We’ll probably never know the alleged defect Gödel thought he found. But here’s my hypothesis:

Article I, Section 8, Clause 5 contains the Weights and Measures Clause. It grants Congress power to “fix the Standard of Weights and Measures.” History prior to the Constitution shows that this language includes authority to adjust the calendar and measures of time. Congress exercises this power by, for example, adopting the abomination known as “Daylight Savings Time.”

The Constitution provides that congressional representatives serve for two years and senators for six. Conceivably, Congress could pass a law declaring that a year is redefined to be one hundred revolutions of the earth around the sun—what previously was a century. By extending the official year in this way, members of Congress might think they were ensconced for life. Then they could impeach and remove anyone in the executive or judicial branch who defied it—including the president.

The result would not be a dictatorship, but it would be an oligarchy.

My hypothesis is just the kind of conclusion a highly intelligent and logical mind—but one without legal or constitutional training—might reach.

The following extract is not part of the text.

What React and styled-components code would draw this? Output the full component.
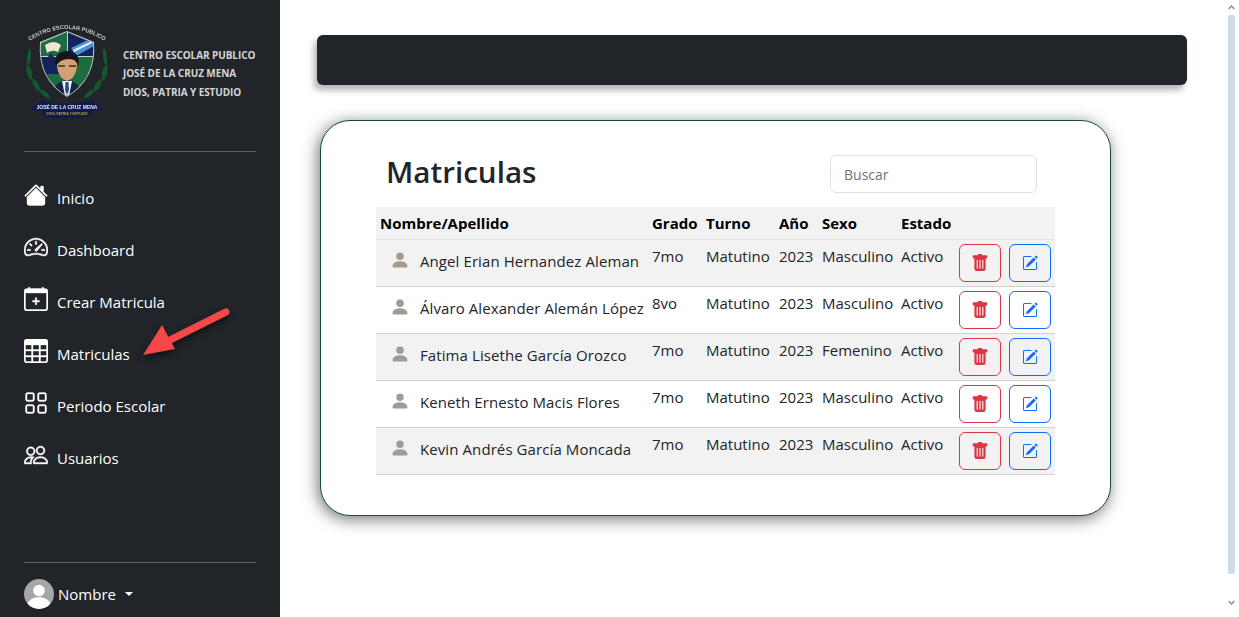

In fact, a somewhat similar idea was bandied about during the convention that ratified the Constitution for Massachusetts in 1788.

But in the real world of constitutional interpretation, the Weights and Measures Clause is not a hidden flaw. This is because, to the extent determinable, the Constitution’s words mean what they meant when the document was ratified.

Thus, when the Constitution uses the word “year” in describing terms of office, it means “year” as understood when the document was ratified. In other words, the period of one revolution of the earth around the sun, not one hundred.

Under the Weights and Measures Clause, Congress may change the meaning of “year” for other purposes, but not to alter the meaning of the Constitution.

So my guess is that what Gödel thought was a flaw in the Constitution probably wasn’t.